Flagship Case Study

Agentic AI Production Harness

A runnable full-stack AI reference project for the layer most agent demos are missing: product UX, workflow control, retrieval grounding, typed tool execution, human approval, evaluation, traces, and operational readiness.

Problem

Agent demos often work in controlled paths but fail when real users introduce ambiguity, stale context, risky actions, partial inputs, tool failures, and production constraints. This harness shows how to make those risks visible and manageable.

Build status

The project now includes a dependency-free runnable Node demo, a golden workflow eval suite, a tool contract schema, trace artifacts, and a visual trace mock.
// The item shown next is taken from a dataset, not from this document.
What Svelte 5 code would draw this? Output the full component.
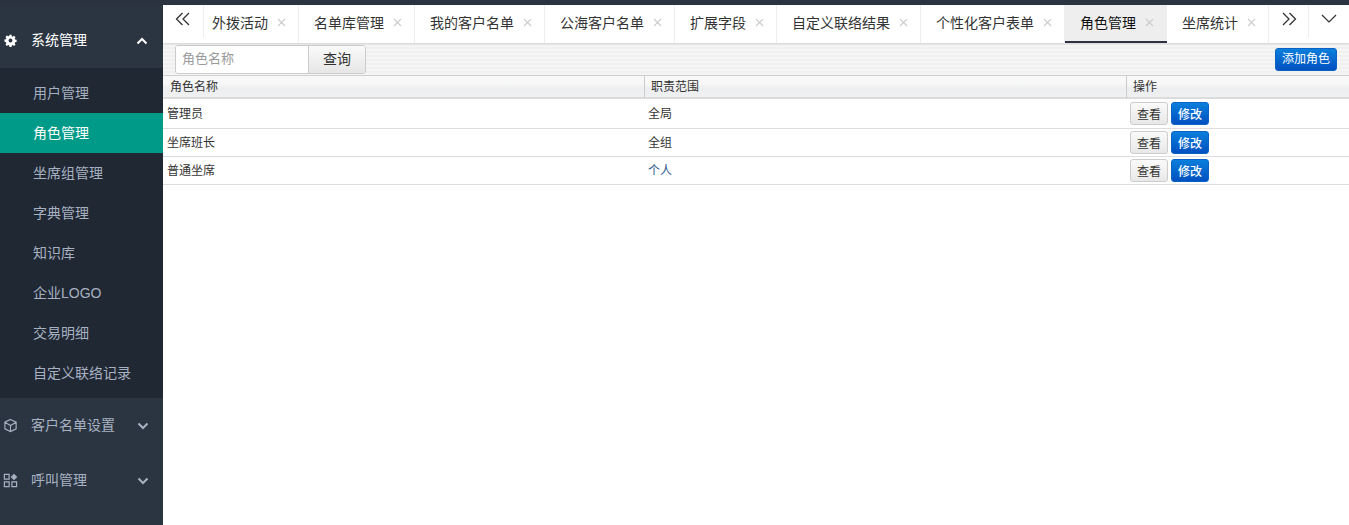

Connecting the mock to generated traces is the next upgrade.

Run it locally

cd examples/agentic-ai-production-harness
npm run demo
npm run eval

Trace viewer mock

What the harness makes visible

trace_demo_001
1

Intent router

tool_request_with_human_approval

Detected a state-changing support action that requires review.

confidence 0.82
2

Retriever

2 policy documents found

Refund Policy and Account Cancellation Policy were used as grounding evidence.

precision 0.75
3

Tool contract validation

valid high-risk action

JSON schema validated the action type, customer id, reason, evidence ids, and approval requirement.

valid true
4

Approval gate

waiting for reviewer

The workflow pauses before account cancellation or refund execution.

approval required
5

Eval signals

pass with review

Groundedness, tool success, approval routing, latency, and cost are captured in the trace.

$0.012 / 1840ms

Full-stack AI system map

The layers I design together

1

AI Product UX

Copilot screens, review queues, dashboards, feedback, and trust signals.

2

Frontend State + Events

Streaming responses, loading states, user corrections, and workflow progress.

3

Backend Workflow Layer

APIs, auth, queues, state machines, orchestration, and human approval paths.

4

RAG + Data Layer

Documents, metadata, embeddings, retrieval, citations, freshness, and permissions.

5

Model + Agent Layer

LLM calls, tool contracts, routing, fallback logic, and controlled agent actions.

6

Eval + Observability

Traces, prompt versions, golden workflows, cost, latency, quality checks, and release gates.

Inspectable artifacts

These repository artifacts make the case study inspectable without pretending the full UI is finished.

Architecture flow

User request
  -> Intent router
  -> Planner node
  -> Retriever + policy checker
  -> Tool execution gateway
  -> Human approval checkpoint when needed
  -> Response composer
  -> Evaluation runner
  -> Trace and metrics dashboard

Request intake and intent router

Classifies whether the user needs retrieval, tool execution, human review, or a normal response path.

Planner node

Breaks the task into controlled steps and records assumptions before any tool is called.

Retriever and policy checker

Fetches grounded context, checks document freshness, validates access rules, and prepares citations.

Tool execution gateway

Runs only approved tools with typed inputs, output validation, audit logs, and fallback handling.

Human approval checkpoint

Routes risky or irreversible actions to a reviewer instead of allowing fully autonomous execution.

Evaluation and trace layer

Scores groundedness, task completion, latency, cost, tool-call success, and failure categories.

Mock product states

  • User request intake with task type and risk label
  • Retrieved evidence panel with source, freshness, and citation status
  • Tool approval queue for risky or irreversible actions
  • Trace timeline showing prompt version, retrieved context, tool calls, latency, and cost

Failure modes covered

  • Wrong intent route
  • Stale retrieved document
  • Risky tool request
  • Malformed tool output
  • Prompt regression
  • Latency or cost spike

Evaluation table

ScenarioExpected behaviorSignal
Policy question with fresh sourceAnswer with citation and freshness noteGroundedness + citation coverage
Request needs external tool actionRoute through tool contract and approval ruleTool-call success + approval rate
Stale retrieved documentWarn or fallback instead of confident answerFreshness handling
Ambiguous user requestAsk clarification before planning actionsWorkflow completion quality

Implementation roadmap

  1. Connect the visual trace viewer to generated demo output.
  2. Add human approval UI mock for risky tool requests.
  3. Add a small retrieval corpus with document freshness and permission examples.
  4. Add demo GIF and screenshots for the portfolio case study page.
  5. Publish companion build notes explaining the implementation decisions.